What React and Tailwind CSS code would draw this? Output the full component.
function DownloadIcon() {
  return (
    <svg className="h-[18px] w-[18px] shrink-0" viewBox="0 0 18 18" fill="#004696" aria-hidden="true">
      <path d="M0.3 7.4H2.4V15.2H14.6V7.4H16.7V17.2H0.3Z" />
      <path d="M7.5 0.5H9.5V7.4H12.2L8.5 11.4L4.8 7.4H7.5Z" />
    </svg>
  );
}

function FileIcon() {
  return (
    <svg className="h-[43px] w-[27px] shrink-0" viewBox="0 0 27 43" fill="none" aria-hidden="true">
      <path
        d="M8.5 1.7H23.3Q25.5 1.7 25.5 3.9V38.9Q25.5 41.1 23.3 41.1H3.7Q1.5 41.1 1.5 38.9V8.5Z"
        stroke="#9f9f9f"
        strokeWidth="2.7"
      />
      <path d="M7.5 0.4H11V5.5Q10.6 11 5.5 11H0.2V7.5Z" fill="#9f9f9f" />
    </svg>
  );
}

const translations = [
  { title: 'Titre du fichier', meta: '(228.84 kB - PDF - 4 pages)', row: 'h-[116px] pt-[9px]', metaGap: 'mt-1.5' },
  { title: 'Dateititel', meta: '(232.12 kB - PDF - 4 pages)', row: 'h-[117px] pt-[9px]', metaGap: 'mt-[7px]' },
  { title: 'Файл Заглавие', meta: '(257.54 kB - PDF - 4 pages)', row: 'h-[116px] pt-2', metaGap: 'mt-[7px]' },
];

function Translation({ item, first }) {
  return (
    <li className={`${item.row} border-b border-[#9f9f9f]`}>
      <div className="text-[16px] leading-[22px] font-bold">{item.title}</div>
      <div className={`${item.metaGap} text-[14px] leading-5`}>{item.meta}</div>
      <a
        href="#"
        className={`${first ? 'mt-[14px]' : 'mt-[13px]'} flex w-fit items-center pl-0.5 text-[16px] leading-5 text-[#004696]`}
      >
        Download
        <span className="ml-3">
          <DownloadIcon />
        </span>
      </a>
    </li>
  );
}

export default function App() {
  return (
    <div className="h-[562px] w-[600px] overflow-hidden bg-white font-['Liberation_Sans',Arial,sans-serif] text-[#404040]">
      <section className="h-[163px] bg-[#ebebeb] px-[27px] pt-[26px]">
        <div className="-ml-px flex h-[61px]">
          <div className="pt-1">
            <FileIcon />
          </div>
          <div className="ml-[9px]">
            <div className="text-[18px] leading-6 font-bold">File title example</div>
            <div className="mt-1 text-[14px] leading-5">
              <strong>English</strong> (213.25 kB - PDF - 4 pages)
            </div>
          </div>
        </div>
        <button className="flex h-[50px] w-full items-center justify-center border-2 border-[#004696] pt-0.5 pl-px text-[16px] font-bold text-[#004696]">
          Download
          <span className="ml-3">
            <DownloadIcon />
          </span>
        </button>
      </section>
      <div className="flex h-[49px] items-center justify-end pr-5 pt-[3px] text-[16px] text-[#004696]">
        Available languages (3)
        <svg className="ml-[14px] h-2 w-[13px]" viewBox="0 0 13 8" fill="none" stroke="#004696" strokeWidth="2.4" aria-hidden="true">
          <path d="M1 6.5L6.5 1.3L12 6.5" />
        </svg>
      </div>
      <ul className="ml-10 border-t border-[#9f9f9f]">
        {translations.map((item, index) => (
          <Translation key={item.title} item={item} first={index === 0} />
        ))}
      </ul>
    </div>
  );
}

--

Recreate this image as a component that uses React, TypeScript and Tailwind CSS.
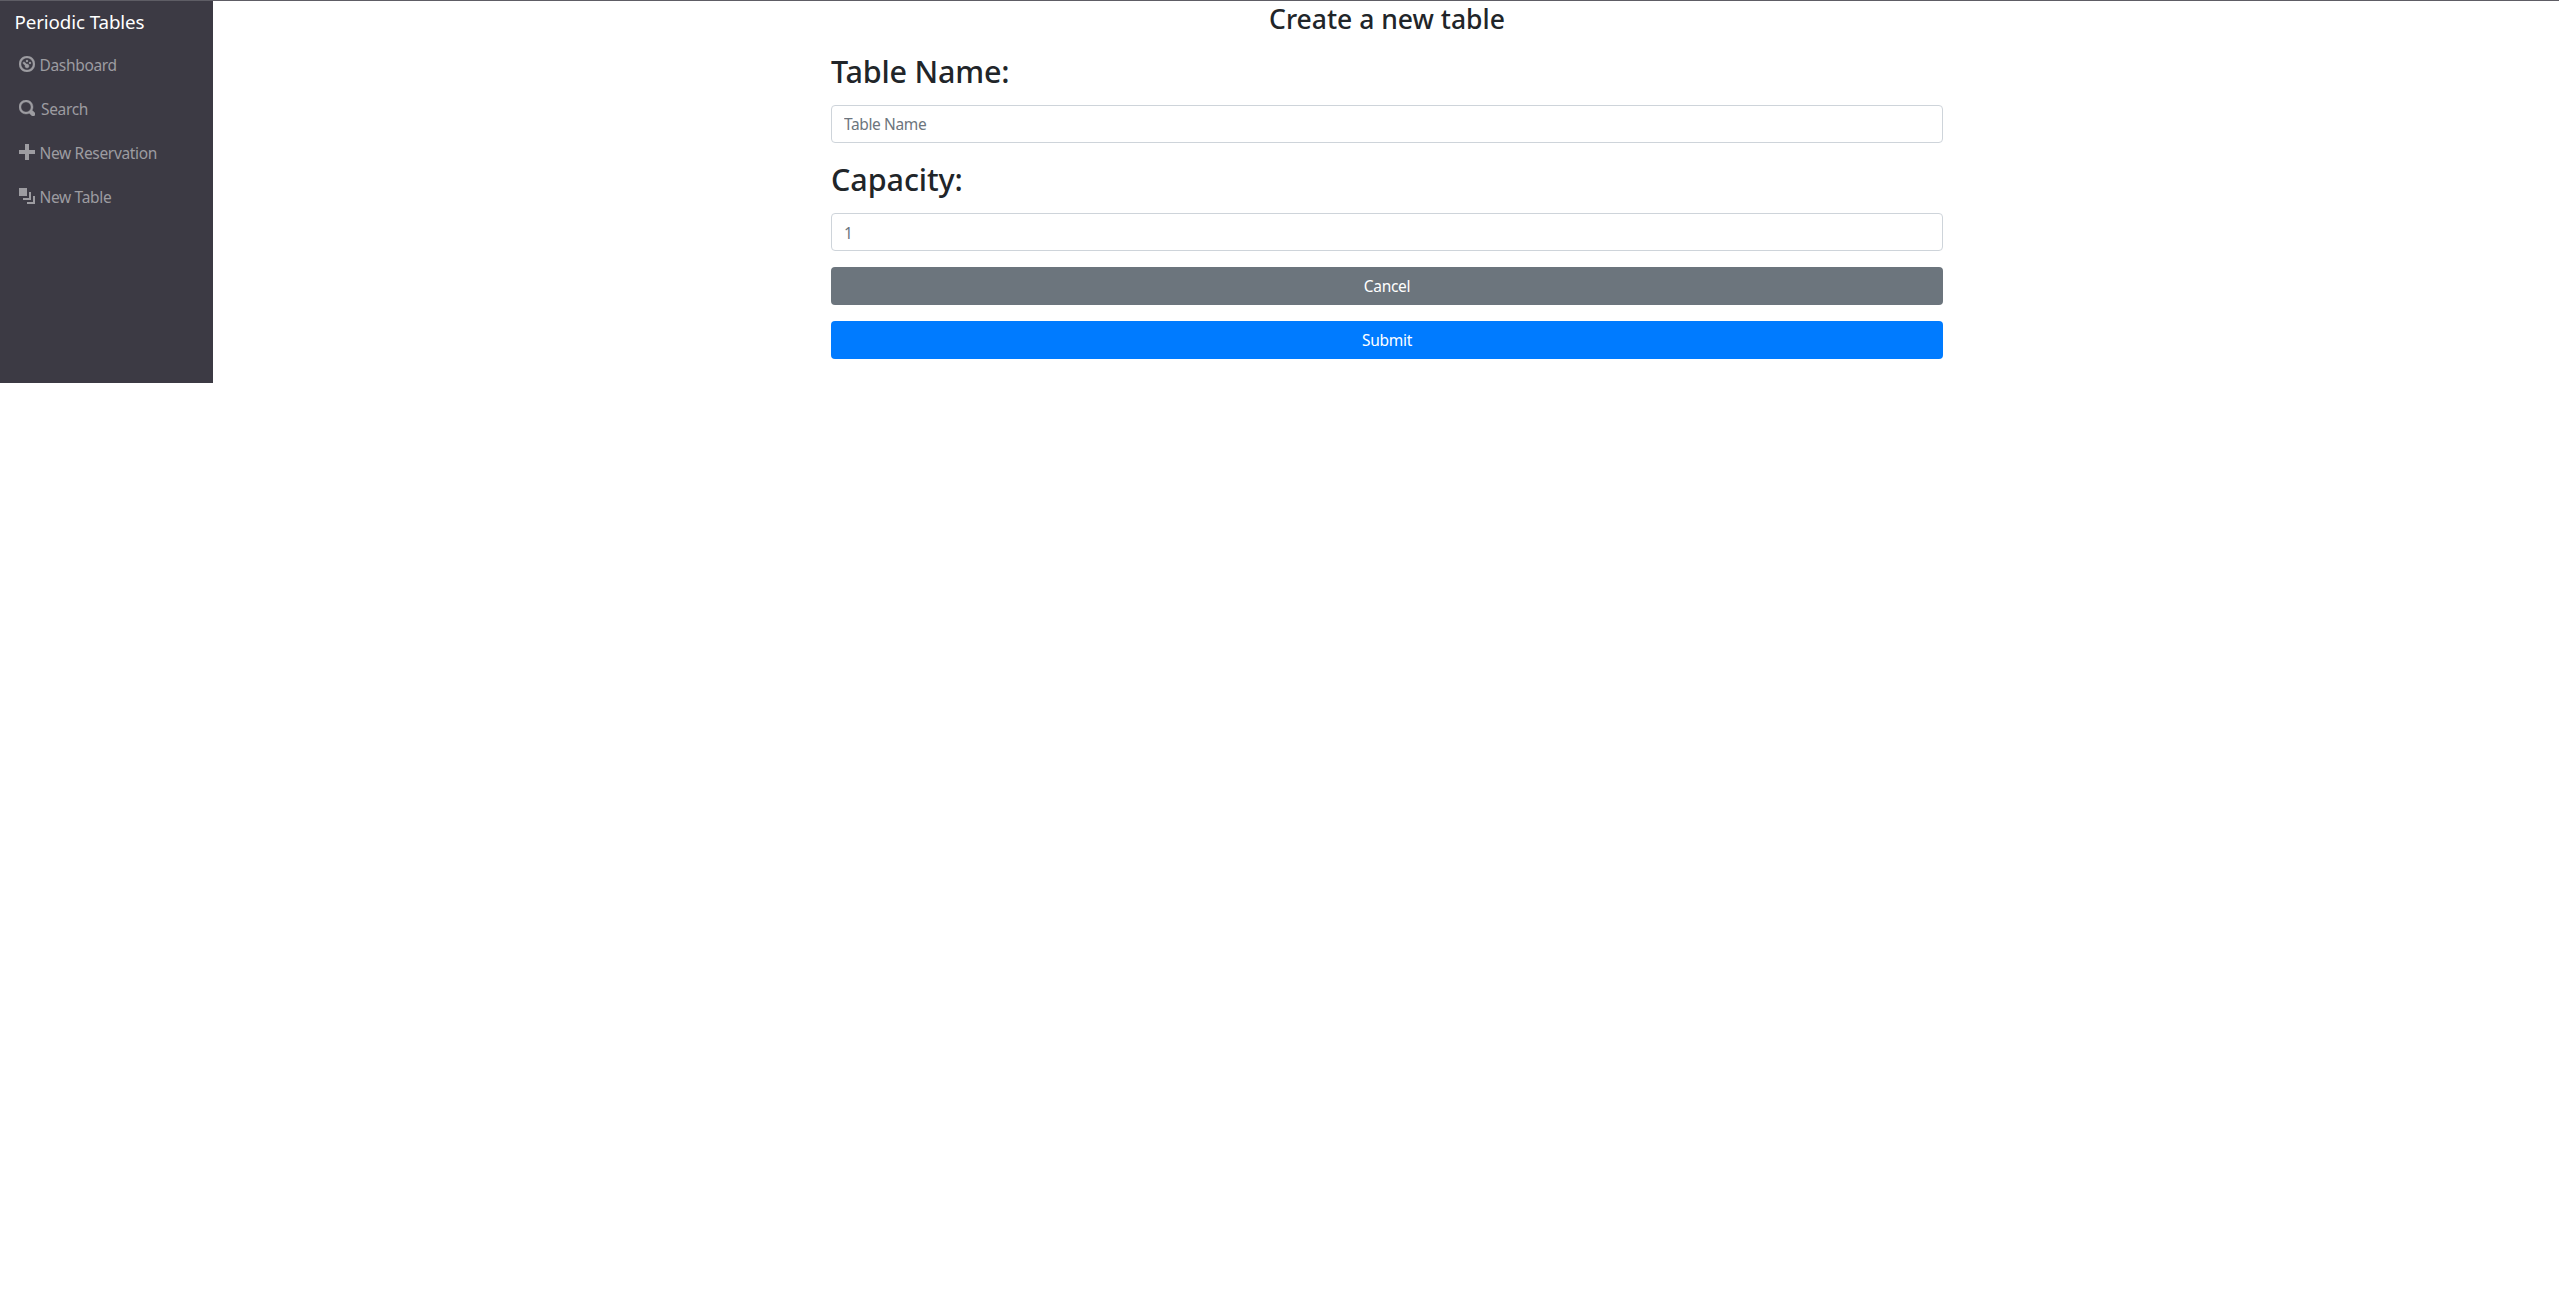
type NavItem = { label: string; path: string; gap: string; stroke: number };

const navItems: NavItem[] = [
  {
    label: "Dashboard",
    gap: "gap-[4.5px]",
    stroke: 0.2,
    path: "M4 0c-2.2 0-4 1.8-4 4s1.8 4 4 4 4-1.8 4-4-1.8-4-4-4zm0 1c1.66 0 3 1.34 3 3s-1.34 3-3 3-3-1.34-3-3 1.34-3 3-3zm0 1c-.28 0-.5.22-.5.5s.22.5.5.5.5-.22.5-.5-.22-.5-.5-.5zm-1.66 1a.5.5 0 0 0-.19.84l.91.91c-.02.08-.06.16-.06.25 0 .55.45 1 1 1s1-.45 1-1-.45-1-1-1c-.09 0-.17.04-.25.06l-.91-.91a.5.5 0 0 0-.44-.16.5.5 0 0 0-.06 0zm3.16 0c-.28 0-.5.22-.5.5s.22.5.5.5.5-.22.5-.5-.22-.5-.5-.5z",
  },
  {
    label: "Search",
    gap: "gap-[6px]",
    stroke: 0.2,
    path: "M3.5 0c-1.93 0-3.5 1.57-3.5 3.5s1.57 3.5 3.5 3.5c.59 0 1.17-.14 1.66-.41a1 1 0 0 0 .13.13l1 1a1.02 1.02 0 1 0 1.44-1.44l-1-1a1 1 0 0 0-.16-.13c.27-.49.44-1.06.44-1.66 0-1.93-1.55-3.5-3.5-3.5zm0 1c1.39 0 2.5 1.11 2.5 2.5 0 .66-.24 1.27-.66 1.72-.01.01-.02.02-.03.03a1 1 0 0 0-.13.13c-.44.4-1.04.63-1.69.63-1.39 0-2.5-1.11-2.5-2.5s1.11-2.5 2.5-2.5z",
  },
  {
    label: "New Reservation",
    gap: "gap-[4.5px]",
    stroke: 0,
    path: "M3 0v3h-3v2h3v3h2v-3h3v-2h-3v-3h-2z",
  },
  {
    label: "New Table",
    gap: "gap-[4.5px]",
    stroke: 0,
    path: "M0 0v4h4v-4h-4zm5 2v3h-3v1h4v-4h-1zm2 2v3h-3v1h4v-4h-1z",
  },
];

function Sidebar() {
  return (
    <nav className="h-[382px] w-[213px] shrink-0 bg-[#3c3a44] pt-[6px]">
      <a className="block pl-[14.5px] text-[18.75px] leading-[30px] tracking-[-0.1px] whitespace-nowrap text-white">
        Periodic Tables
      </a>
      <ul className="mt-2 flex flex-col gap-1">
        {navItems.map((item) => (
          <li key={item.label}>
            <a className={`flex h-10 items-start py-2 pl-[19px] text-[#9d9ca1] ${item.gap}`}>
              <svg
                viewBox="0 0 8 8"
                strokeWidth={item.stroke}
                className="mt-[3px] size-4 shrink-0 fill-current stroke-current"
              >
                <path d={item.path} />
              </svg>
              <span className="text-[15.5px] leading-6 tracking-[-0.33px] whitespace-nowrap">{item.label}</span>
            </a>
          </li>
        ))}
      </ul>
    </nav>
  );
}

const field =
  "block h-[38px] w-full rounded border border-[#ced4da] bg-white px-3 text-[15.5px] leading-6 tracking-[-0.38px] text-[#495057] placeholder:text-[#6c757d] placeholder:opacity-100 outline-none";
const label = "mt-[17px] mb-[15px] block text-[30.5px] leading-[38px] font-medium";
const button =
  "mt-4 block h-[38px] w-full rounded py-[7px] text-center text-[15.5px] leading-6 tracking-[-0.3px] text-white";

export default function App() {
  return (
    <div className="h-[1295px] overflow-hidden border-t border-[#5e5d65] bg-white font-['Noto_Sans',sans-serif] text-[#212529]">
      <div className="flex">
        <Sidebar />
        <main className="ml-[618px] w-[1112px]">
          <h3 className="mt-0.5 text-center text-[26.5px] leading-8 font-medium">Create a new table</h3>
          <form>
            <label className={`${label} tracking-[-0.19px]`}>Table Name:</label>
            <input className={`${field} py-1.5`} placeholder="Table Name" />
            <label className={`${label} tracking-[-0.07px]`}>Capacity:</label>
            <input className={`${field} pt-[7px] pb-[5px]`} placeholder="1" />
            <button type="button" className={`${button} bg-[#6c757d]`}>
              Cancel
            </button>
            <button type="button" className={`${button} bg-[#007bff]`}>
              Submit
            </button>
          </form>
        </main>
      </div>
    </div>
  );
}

--

WHAT THIS TASK INVOLVES: Copy only what runs above from the line containing "Recreate this image" through the line containing "string; path: string;", exactly. Leave out the pictures.

ANSWER TO THE PROBLEM:
Recreate this image as a component that uses React, TypeScript and Tailwind CSS.
type NavItem = { label: string; path: string; gap: string; stroke: number };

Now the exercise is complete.